◇ Dan Roth
Dan Roth is a Professor in the Department of Computer Science and the Beckman Institute at the University of Illinois at Urbana-Champaign and a University of Illinois Scholar.
Roth is a Fellow of the American Association for the Advancement of Science (AAAS), the Association of Computing Machinery (ACM), the Association for the Advancement of Artificial Intelligence (AAAI), and the Association of Computational Linguistics (ACL), for his contributions to Machine Learning and to Natural Language Processing.
He has published broadly in machine learning, natural language processing, knowledge representation and reasoning, and learning theory, and has developed advanced machine learning based tools for natural language applications that are being used widely by the research community and commercially.
Roth is the Associate Editor-in-Chief of the Journal of Artificial Intelligence Research (JAIR) and will serve as Editor-in-Chief for a two-year term beginning in 2015. He was the program chair of AAAI’11, ACL’03 and CoNLL'02.
Prof. Roth received his B.A Summa cum laude in Mathematics from the Technion, Israel, and his Ph.D in Computer Science from Harvard University in 1995.
◇ Keynote topics: Learning and Inference for Natural Language Understanding
Machine Learning and Inference methods have become ubiquitous and have had a broad impact on a range of scientific advances and technologies and on our ability to make sense of large amounts of data. Research in Natural Language Processing has both benefited from and contributed to advancements in these methods and provides an excellent example for some of the challenges we face moving forward.
I will describe some of our research in developing learning and inference methods in pursue of natural language understanding. In particular, I will address what I view as some of the key challenges, including (i) learning models from natural interactions, without direct supervision, (ii) knowledge acquisition and the development of inference models capable of incorporating knowledge and reason, and (iii) scalability and adaptation—learning to accelerate inference during the life time of a learning system.
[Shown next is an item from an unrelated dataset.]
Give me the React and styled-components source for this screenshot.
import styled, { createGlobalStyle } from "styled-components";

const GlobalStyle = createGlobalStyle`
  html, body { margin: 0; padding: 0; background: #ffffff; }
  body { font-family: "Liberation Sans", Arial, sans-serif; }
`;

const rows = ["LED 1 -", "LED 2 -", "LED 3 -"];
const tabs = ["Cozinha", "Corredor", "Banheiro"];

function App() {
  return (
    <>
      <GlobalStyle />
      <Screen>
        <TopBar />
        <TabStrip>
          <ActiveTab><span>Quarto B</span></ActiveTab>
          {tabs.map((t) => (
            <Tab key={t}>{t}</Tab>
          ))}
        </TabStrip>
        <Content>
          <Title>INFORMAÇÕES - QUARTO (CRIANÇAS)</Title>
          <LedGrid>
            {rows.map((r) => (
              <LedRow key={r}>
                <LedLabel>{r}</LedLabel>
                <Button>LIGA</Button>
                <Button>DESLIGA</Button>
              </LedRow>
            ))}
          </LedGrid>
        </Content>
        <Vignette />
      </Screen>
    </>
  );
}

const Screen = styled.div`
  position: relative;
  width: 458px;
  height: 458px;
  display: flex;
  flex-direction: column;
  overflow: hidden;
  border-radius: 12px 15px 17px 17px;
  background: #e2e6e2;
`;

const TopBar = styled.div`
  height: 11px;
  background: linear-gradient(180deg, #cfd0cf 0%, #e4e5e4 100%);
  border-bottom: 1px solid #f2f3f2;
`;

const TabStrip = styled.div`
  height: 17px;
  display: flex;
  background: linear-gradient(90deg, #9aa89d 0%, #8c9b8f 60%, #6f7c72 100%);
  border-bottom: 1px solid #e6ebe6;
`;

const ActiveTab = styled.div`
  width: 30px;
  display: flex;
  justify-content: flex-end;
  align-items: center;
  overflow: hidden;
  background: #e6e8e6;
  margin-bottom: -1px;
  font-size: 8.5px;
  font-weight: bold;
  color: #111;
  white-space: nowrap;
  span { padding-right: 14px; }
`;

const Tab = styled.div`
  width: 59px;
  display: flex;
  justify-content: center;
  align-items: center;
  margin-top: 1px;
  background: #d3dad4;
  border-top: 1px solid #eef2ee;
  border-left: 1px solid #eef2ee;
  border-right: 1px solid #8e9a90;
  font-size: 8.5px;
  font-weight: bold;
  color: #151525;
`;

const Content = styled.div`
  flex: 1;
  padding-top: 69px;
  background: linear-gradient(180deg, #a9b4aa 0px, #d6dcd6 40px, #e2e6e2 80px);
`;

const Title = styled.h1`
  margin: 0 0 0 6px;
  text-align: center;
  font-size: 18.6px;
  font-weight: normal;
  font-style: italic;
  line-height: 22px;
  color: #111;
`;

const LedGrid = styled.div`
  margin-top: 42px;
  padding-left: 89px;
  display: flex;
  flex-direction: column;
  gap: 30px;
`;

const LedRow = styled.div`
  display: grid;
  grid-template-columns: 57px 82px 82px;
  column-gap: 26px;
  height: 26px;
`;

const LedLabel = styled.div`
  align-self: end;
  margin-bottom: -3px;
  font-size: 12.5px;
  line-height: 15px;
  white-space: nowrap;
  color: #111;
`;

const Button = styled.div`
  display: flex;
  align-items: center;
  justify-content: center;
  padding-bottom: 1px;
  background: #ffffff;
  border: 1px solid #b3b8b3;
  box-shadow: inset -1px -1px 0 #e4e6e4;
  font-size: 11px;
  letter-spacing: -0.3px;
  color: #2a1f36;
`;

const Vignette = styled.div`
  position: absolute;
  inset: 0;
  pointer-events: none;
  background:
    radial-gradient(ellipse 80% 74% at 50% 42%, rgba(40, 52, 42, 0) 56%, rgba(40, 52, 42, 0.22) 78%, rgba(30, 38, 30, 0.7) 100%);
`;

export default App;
A lot of this work is done within the unified computational framework of Constrained Conditional Models (CCMs), an Integer Linear Programming formulation that augments statistically learned models with declarative constraints as a way to support learning and reasoning. Within this framework, I will discuss old and new results pertaining to learning and inference and how they are used to push forward our ability to understand natural language.
◇ Jian-Yun Nie
Jian-Yun Nie is a professor in University of Montreal. He obtained his PhD from University of Grenoble (France) on information retrieval. Since then, his research has always been focused on information retrieval and natural language processing. Among other topics, he has worked on IR models, cross-language IR, query expansion and query understanding. Jian-Yun Nie has published a number of papers on these topics and his papers have been widely cited. He published a monograph on cross-language information retrieval (Morgan and Claypool, 2010). He is on editorial board of several international journals, and is a regular PC member of the major conferences in these areas (SIGIR, CIKM, ACL, etc.). He has also been the general chair of SIGIR conference in 2011 held in Beijing.
◇ Keynote topic: The role of NLP in IR
As information retrieval (IR) deals with textual documents in most cases, one would believe that NLP should play an important role in IR.
However, the current IR systems do not rely extensively on NLP methods. Over several decades, IR methods using NLP techniques also have not shown the expected performance gain. Is this because IR does not require NLP, or because many NLP methods are not suitable to IR applications? In this talk, I will discuss several successful and unsuccessful utilizations of NLP techniques in IR and argue that the NLP techniques required in IR should be robust and flexible in order to cope with noisy and less constrained languages.
◇ Hang Li
Hang Li is director of the Noah’s Ark Lab of Huawei Technologies. His research areas include information retrieval, natural language processing, statistical machine learning, and data mining. He graduated from Kyoto University in 1988 and earned his PhD from the University of Tokyo in 1998. He worked at the NEC lab in Japan during 1991 and 2001, and Microsoft Research Asia as Senior Researcher and Research Director during 2001 and 2012. He joined Huawei Technologies in 2012.
◇ Keynote topic: Toward Building A Natural Language Dialogue System Using Big Data and Deep Learning
Natural language dialogue is regarded as one of the most challenging problems in artificial intelligence. We argue that it is a right time to conduct more research on the problem, given that more and more dialogue data has been accumulated on social media and more and more advanced machine learning technologies such as deep learning have been developed. At Noah’s Ark Lab of Huawei Technologies, we dare to take the challenge and try to build a natural language dialogue system using big data and deep learning. At the first step, we particularly investigate how to conduct one round of dialogue, referred to as short text conversation (STC), in which given a message from human, the computer returns a reasonable response to the message. We consider two approaches to conducting STC, a retrieval based approach and a generation based approach. Several models based on the approaches have been developed using a large amount of STC data and deep learning, which can make the system return reasonable output to human’s input in more than 70% of the cases. The interesting question, then, is: what performance can the system achieve with more advanced machine learning techniques and much more data? We wish to work with the community to address this interesting yet challenging problem.